Today was a test of patience. LB + I woke up, ate breakfast (after the woman in charge of the Riad joked that there was in fact no breakfast for us, making me think: just another way to save money, huh?). Then, we found a taxi close to the Ghetto, and took it to the Gare de Marrakech for less than half of what she charged us (cf. with this entry from 2-3 May 2009), then we took some money out of the ATM, bought two tickets for Casablanca + jumped on the train with less than ten minutes to spare. We even got seats this time, with room for our little suitcases! Everything seemed to working really well.
And then the train stopped. . .
And ended up stopping so many times that we actually lost count. And when I say the train stopped, I don’t mean it stopped just for the twelve tiny train stations that peppered the route from Marrakech to Casa. I also mean, that the train stopped intermittently to let other trains race on by, as if to accentuate how slow our train was. It also stopped honestly for no goddamn reason whatsoever. And when it did move, sometime it crawled for forty minutes before stopping again. And then we’d sit there in this incredible heat, the air-conditioné cars actually trapping the heat since there were only a few windows per car and the air-conditioning was imperceptible. LB had to stop herself from passing out + I had to talk to her sweetly + play Nusrat Ali Fateh Kan songs for her on my iPod, sweating my ass off. And what a shame—the view of the Moroccan countryside was stunning too! The real proof that the train ride had become unbearable was when even Moroccans began fanning themselves with their hijabs. By the time the train had mysteriously stopped a mere hundred feet from the L’Oasis station (which is about fifteen minutes from Casa Voyageurs), where it stayed for twenty agonizing minutes, passengers got so sick of the heat that they started hopping off the train en masse. I’m not gonna lie, that train ride sucked ass.

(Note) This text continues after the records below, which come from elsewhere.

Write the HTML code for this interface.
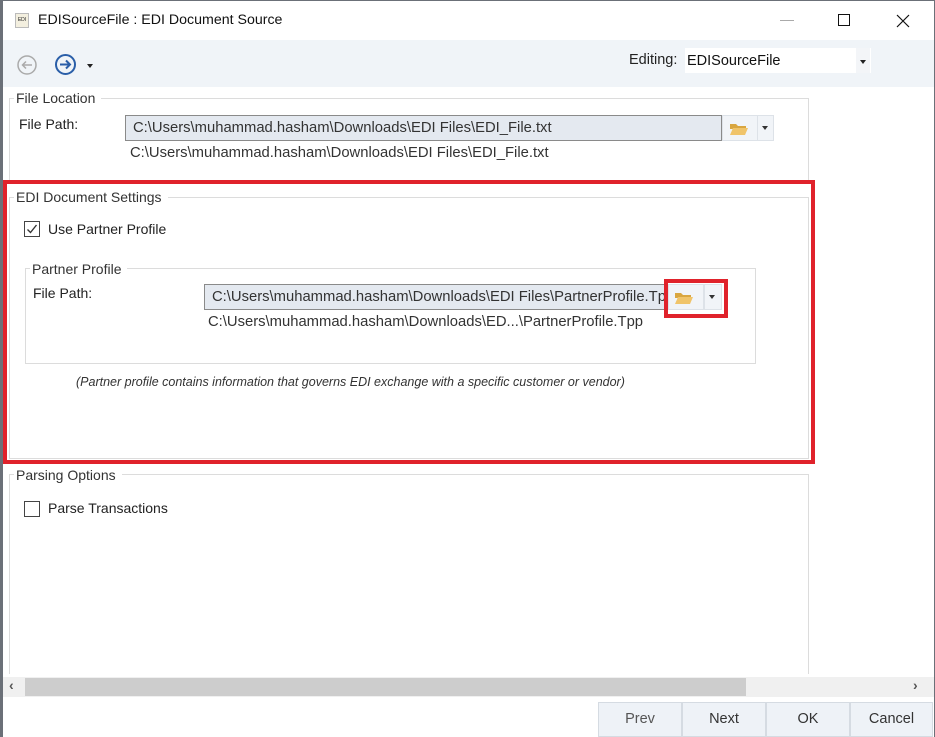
<!DOCTYPE html>
<html><head><style>
*{margin:0;padding:0;box-sizing:border-box}
body{width:935px;height:737px;background:#fff;font-family:"Liberation Sans",sans-serif;font-size:14px;color:#222;position:relative;overflow:hidden}
.a{position:absolute}
.grp{position:absolute;border:1px solid #dcdcdc}
.lg{position:absolute;background:#fff;padding:0 6px 0 2px;color:#333;font-size:14px}
.tb{position:absolute;background:#e4e9f0;border:1px solid #8a8a8a;height:26px;padding:4px 7px;white-space:nowrap;overflow:hidden;font-size:14.8px;color:#333}
.btn{position:absolute;background:#f1f4f8;border:1px solid #dde2e8;height:26px}
.cb{position:absolute;width:16px;height:16px;border:1px solid #444;background:#fff}
.bb{position:absolute;top:702px;height:35px;background:#eef2f7;border:1px solid #d5dbe2;text-align:center;line-height:33px;color:#333;font-size:14.5px}
.pt{font-size:14.8px}
</style></head><body>
<div class="a" style="left:0;top:0;width:935px;height:737px;border:1px solid #6b7078;border-left:3px solid #6b7078;border-bottom:0"></div>
<!-- title -->
<div class="a" style="left:15px;top:13px;width:14px;height:15px;background:#f3efdf;border:1px solid #bbb;font-size:5px;line-height:13px;text-align:center">EDI</div>
<div class="a" style="left:38px;top:12px;font-size:14.2px;color:#111">EDISourceFile : EDI Document Source</div>
<div class="a" style="left:780px;top:20px;width:14px;height:1px;background:#aaa"></div>
<div class="a" style="left:838px;top:14px;width:12px;height:12px;border:1px solid #111"></div>
<svg class="a" style="left:896px;top:14px" width="14" height="14"><path d="M1 1L13 13M13 1L1 13" stroke="#111" stroke-width="1.2"/></svg>
<!-- toolbar -->
<div class="a" style="left:3px;top:40px;width:931px;height:47px;background:#f0f4f8"></div>
<svg class="a" style="left:16px;top:54px" width="22" height="22"><circle cx="11" cy="11" r="9" fill="none" stroke="#aaa" stroke-width="1.5"/><path d="M16 11H7M10 7.5L6.5 11L10 14.5" fill="none" stroke="#aaa" stroke-width="1.5"/></svg>
<svg class="a" style="left:54px;top:53px" width="23" height="23"><circle cx="11.5" cy="11.5" r="9.5" fill="none" stroke="#2a5ea8" stroke-width="2"/><path d="M6 11.5H15M12 7.5L16 11.5L12 15.5" fill="none" stroke="#2a5ea8" stroke-width="2"/></svg>
<div class="a" style="left:87px;top:64px;border:3px solid transparent;border-top:4px solid #222"></div>
<div class="a" style="left:629px;top:52px;font-size:14.5px;color:#222">Editing:</div>
<div class="a" style="left:685px;top:48px;width:186px;height:25px;background:#fff"></div>
<div class="a" style="left:687px;top:53px;font-size:14.5px;color:#111">EDISourceFile</div>
<div class="a" style="left:856px;top:48px;width:14px;height:25px;background:#f3f5f8"></div>
<div class="a" style="left:860px;top:60px;border:3px solid transparent;border-top:4px solid #222"></div>
<!-- file location -->
<div class="grp" style="left:9px;top:98px;width:800px;height:82px;border-bottom:0"></div>
<div class="lg" style="left:14px;top:90px">File Location</div>
<div class="a" style="left:19px;top:116px">File Path:</div>
<div class="tb" style="left:125px;top:115px;width:597px">C:\Users\muhammad.hasham\Downloads\EDI Files\EDI_File.txt</div>
<div class="btn" style="left:722px;top:115px;width:36px"></div>
<svg class="a" style="left:729px;top:121px" width="20" height="15"><path d="M1 3h6l2 2h8v3H1z" fill="#d9a640"/><path d="M1 14L4 7h15l-3 7z" fill="#f0c46a"/></svg>
<div class="btn" style="left:757px;top:115px;width:17px"></div>
<div class="a" style="left:762px;top:126px;border:3px solid transparent;border-top:4px solid #333"></div>
<div class="a pt" style="left:130px;top:145px;color:#333">C:\Users\muhammad.hasham\Downloads\EDI Files\EDI_File.txt</div>
<!-- EDI document settings -->
<div class="grp" style="left:9px;top:197px;width:800px;height:262px"></div>
<div class="lg" style="left:14px;top:189px">EDI Document Settings</div>
<div class="cb" style="left:24px;top:221px"></div>
<svg class="a" style="left:26px;top:223px" width="12" height="12"><path d="M1.5 6.5L4.5 9.5L10.5 2" fill="none" stroke="#333" stroke-width="1.4"/></svg>
<div class="a" style="left:48px;top:221px;color:#222">Use Partner Profile</div>
<div class="grp" style="left:25px;top:268px;width:731px;height:96px"></div>
<div class="lg" style="left:30px;top:261px">Partner Profile</div>
<div class="a" style="left:33px;top:285px">File Path:</div>
<div class="tb" style="left:204px;top:284px;width:464px">C:\Users\muhammad.hasham\Downloads\EDI Files\PartnerProfile.Tpp</div>
<div class="btn" style="left:668px;top:284px;width:36px"></div>
<svg class="a" style="left:674px;top:290px" width="20" height="15"><path d="M1 3h6l2 2h8v3H1z" fill="#d9a640"/><path d="M1 14L4 7h15l-3 7z" fill="#f0c46a"/></svg>
<div class="btn" style="left:704px;top:284px;width:18px"></div>
<div class="a" style="left:709px;top:295px;border:3px solid transparent;border-top:4px solid #333"></div>
<div class="a" style="left:664px;top:279px;width:64px;height:39px;border:4px solid #e0222b"></div>
<div class="a pt" style="left:208px;top:314px;color:#333">C:\Users\muhammad.hasham\Downloads\ED...\PartnerProfile.Tpp</div>
<div class="a" style="left:76px;top:375px;font-size:12.5px;font-style:italic;color:#333">(Partner profile contains information that governs EDI exchange with a specific customer or vendor)</div>
<div class="a" style="left:3px;top:180px;width:812px;height:284px;border:4px solid #e0222b"></div>
<!-- parsing -->
<div class="grp" style="left:9px;top:474px;width:800px;height:200px;border-bottom:0"></div>
<div class="lg" style="left:14px;top:467px">Parsing Options</div>
<div class="cb" style="left:24px;top:501px"></div>
<div class="a" style="left:48px;top:500px;color:#222">Parse Transactions</div>
<!-- scrollbar -->
<div class="a" style="left:3px;top:677px;width:931px;height:20px;background:#f0f0f0"></div>
<div class="a" style="left:25px;top:678px;width:721px;height:18px;background:#cdcdcd"></div>
<div class="a" style="left:9px;top:677px;font-size:14px;font-weight:bold;color:#555">‹</div>
<div class="a" style="left:913px;top:677px;font-size:14px;font-weight:bold;color:#555">›</div>
<!-- buttons -->
<div class="bb" style="left:598px;width:84px;color:#555">Prev</div>
<div class="bb" style="left:682px;width:84px">Next</div>
<div class="bb" style="left:766px;width:84px">OK</div>
<div class="bb" style="left:850px;width:83px">Cancel</div>
</body></html>
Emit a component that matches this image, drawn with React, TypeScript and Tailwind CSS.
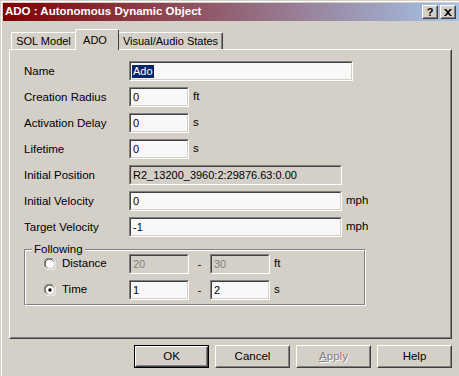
import React from "react";

const font = "font-['Liberation_Sans',Arial,sans-serif]";

function Box({ w, text, disabled, readOnly, selected }: { w: string; text: string; disabled?: boolean; readOnly?: boolean; selected?: boolean }) {
  const bg = disabled || readOnly ? "bg-[#d4d0c8]" : "bg-[#f8f8f8]";
  const color = disabled ? "text-[#808080]" : "text-black";
  return (
    <div className={`${w} h-[20px] border border-t-[#808080] border-l-[#808080] border-b-white border-r-white`}>
      <div className={`h-full border border-t-[#404040] border-l-[#404040] border-b-[#d4d0c8] border-r-[#d4d0c8] ${bg} ${color} flex items-center pl-[1px] text-[11px] leading-none whitespace-nowrap overflow-hidden`}>
        {selected ? <span className="bg-[#0a246a] text-white h-[13px] flex items-center px-[1px]">{text}</span> : <span className="px-[1px]">{text}</span>}
      </div>
    </div>
  );
}

function Row({ label, children }: { label: string; children: React.ReactNode }) {
  return (
    <div className="flex items-center h-[20px]">
      <div className="w-[105px] text-[11.5px] pt-px">{label}</div>
      {children}
    </div>
  );
}

function Unit({ t }: { t: string }) {
  return <span className="ml-[4px] text-[11.5px]">{t}</span>;
}

function Radio({ on }: { on?: boolean }) {
  return (
    <svg width="12" height="12" viewBox="0 0 12 12" className="shrink-0">
      <path d="M10.5 3.5A5.5 5.5 0 1 0 3.5 10.5" fill="none" stroke="#808080" strokeWidth="1" />
      <path d="M9.5 3.5A4.5 4.5 0 1 0 3.5 9.5" fill="none" stroke="#404040" strokeWidth="1" />
      <path d="M1.5 8.5A5.5 5.5 0 1 0 8.5 1.5" fill="none" stroke="#ffffff" strokeWidth="1" />
      <circle cx="6" cy="6" r="4" fill="#ffffff" />
      {on && <circle cx="6" cy="6" r="1.7" fill="#000000" />}
    </svg>
  );
}

function Btn({ label, def, disabled }: { label: React.ReactNode; def?: boolean; disabled?: boolean }) {
  return (
    <div className={`w-[75px] h-[23px] ${def ? "border border-black" : ""}`}>
      <div className="h-full border border-t-white border-l-white border-b-[#404040] border-r-[#404040]">
        <div className="h-full border border-t-[#d4d0c8] border-l-[#d4d0c8] border-b-[#808080] border-r-[#808080] flex items-center justify-center text-[11.5px]">
          {disabled ? <span className="text-[#808080] [text-shadow:1px_1px_0_#ffffff]">{label}</span> : label}
        </div>
      </div>
    </div>
  );
}

function TitleBtn({ children }: { children: React.ReactNode }) {
  return (
    <div className="w-[16px] h-[14px] bg-[#d4d0c8] border border-t-white border-l-white border-b-[#404040] border-r-[#404040]">
      <div className="h-full border border-t-[#d4d0c8] border-l-[#d4d0c8] border-b-[#808080] border-r-[#808080] flex items-center justify-center">
        {children}
      </div>
    </div>
  );
}

export default function App() {
  return (
    <div className={`w-[459px] h-[376px] bg-[#d4d0c8] overflow-hidden pl-px pt-px text-black ${font}`}>
      <div className="h-full border-l border-t border-white pl-px pt-px">
        {/* title bar */}
        <div className="h-[18px] w-[456px] bg-[linear-gradient(to_right,#800000,#a6caf0_103%)] flex items-center pl-[2px] pr-[3px]">
          <span className="text-white font-bold text-[11.5px] flex-1">ADO : Autonomous Dynamic Object</span>
          <div className="flex gap-[2px]">
            <TitleBtn>
              <span className="text-[11px] font-bold leading-none">?</span>
            </TitleBtn>
            <TitleBtn>
              <svg width="8" height="7" viewBox="0 0 8 7">
                <path d="M0 0h2l2 2 2-2h2L5 3.5 8 7H6L4 5 2 7H0l3-3.5z" fill="#000" />
              </svg>
            </TitleBtn>
          </div>
        </div>

        <div className="ml-[6px] mt-[8px]">
          {/* tabs */}
          <div className="flex items-end h-[20px] pl-[2px]">
            <div className="w-[64px] h-[17px] border-l border-t border-white rounded-tl-[2px] flex items-center justify-center pt-px text-[11px]">
              SOL Model
            </div>
            <div className="relative z-10 -mb-px w-[44px] h-[21px] bg-[#d4d0c8] border-l border-t border-white border-r border-r-[#404040] rounded-t-[2px] flex items-start pt-[2px] justify-center pr-[4px] text-[11px]">
              ADO
            </div>
            <div className="w-[104px] h-[17px] border-t border-white border-r border-r-[#404040] rounded-tr-[2px] flex items-center justify-center pt-px text-[11px] shadow-[inset_-1px_0_0_#808080]">
              Visual/Audio States
            </div>
          </div>

          {/* panel */}
          <div className="w-[443px] h-[290px] border border-t-white border-l-white border-b-[#404040] border-r-[#404040]">
            <div className="h-full border border-t-[#d4d0c8] border-l-[#d4d0c8] border-b-[#808080] border-r-[#808080] pl-[13px] pt-[10px] flex flex-col gap-[6px]">
              <Row label="Name">
                <Box w="w-[224px]" text="Ado" selected />
              </Row>
              <Row label="Creation Radius">
                <Box w="w-[60px]" text="0" />
                <Unit t="ft" />
              </Row>
              <Row label="Activation Delay">
                <Box w="w-[60px]" text="0" />
                <Unit t="s" />
              </Row>
              <Row label="Lifetime">
                <Box w="w-[60px]" text="0" />
                <Unit t="s" />
              </Row>
              <Row label="Initial Position">
                <Box w="w-[213px]" text="R2_13200_3960:2:29876.63:0.00" readOnly />
              </Row>
              <Row label="Initial Velocity">
                <Box w="w-[213px]" text="0" />
                <Unit t="mph" />
              </Row>
              <Row label="Target Velocity">
                <Box w="w-[213px]" text="-1" />
                <Unit t="mph" />
              </Row>

              {/* group box */}
              <div className="relative mt-[6px] w-[342px] border border-t-[#808080] border-l-[#808080] border-b-white border-r-white">
                <span className="absolute -top-[7px] left-[7px] bg-[#d4d0c8] px-[2px] text-[11.5px] leading-[13px]">Following</span>
                <div className="border border-t-white border-l-white border-b-[#808080] border-r-[#808080] pt-[3px] pb-[4px] flex flex-col gap-[6px]">
                  <div className="flex items-center h-[20px]">
                    <div className="w-[103px] pl-[18px] flex items-center gap-[6px] text-[11.5px]">
                      <Radio />
                      <span>Distance</span>
                    </div>
                    <Box w="w-[60px]" text="20" disabled />
                    <span className="w-[21px] text-center text-[11px]">-</span>
                    <Box w="w-[60px]" text="30" disabled />
                    <Unit t="ft" />
                  </div>
                  <div className="flex items-center h-[20px]">
                    <div className="w-[103px] pl-[18px] flex items-center gap-[6px] text-[11.5px]">
                      <Radio on />
                      <span>Time</span>
                    </div>
                    <Box w="w-[60px]" text="1" />
                    <span className="w-[21px] text-center text-[11px]">-</span>
                    <Box w="w-[60px]" text="2" />
                    <Unit t="s" />
                  </div>
                </div>
              </div>
            </div>
          </div>

          {/* buttons */}
          <div className="mt-[6px] w-[443px] flex justify-end gap-[6px]">
            <Btn label="OK" def />
            <Btn label="Cancel" />
            <Btn label={<><span className="underline">A</span>pply</>} disabled />
            <Btn label="Help" />
          </div>
        </div>
      </div>
    </div>
  );
}
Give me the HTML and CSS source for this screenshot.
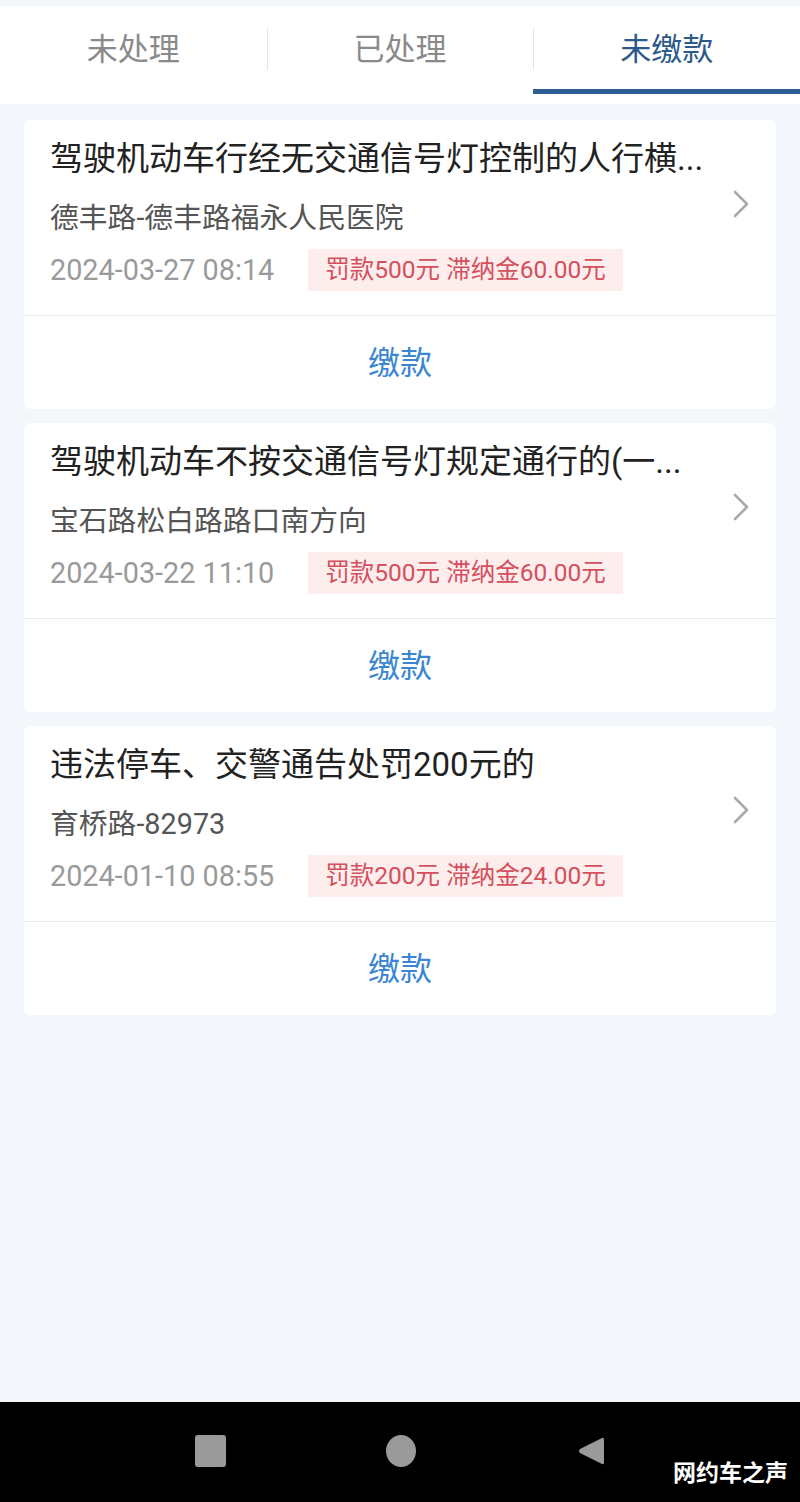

Fortunately, after almost getting mugged in Marrakech, taken advantage of by the women in charge of our Riad + asphyxiated inside our wounded train, Casablanca—with all of its pollution + traffic—was a dream. I practically fell in love with the traffic lights (there aren’t any in the Medina), the wifi in the lounge (ditto), the proximity to places of interest, even the fact that our hotel doesn’t charge us for Moroccan tea. I also like that there aren’t tatterdemalions on every street corner waiting to spring on you, asking for a cadeau, or trying to follow you so they can charge you afterwards. And people like to speak French in Casa. Oh fuck man, what a dream.
After Buenos Aires, I have maybe too much tolerance for dirty cities. Even so, you can see the Atlantic ocean from our balcony + this time our bathroom has a door. They might be simple luxuries, but I fucking appreciate them right now.
Surprisingly, being in Casablanca is great right now. That's something no one ever writes in guidebooks.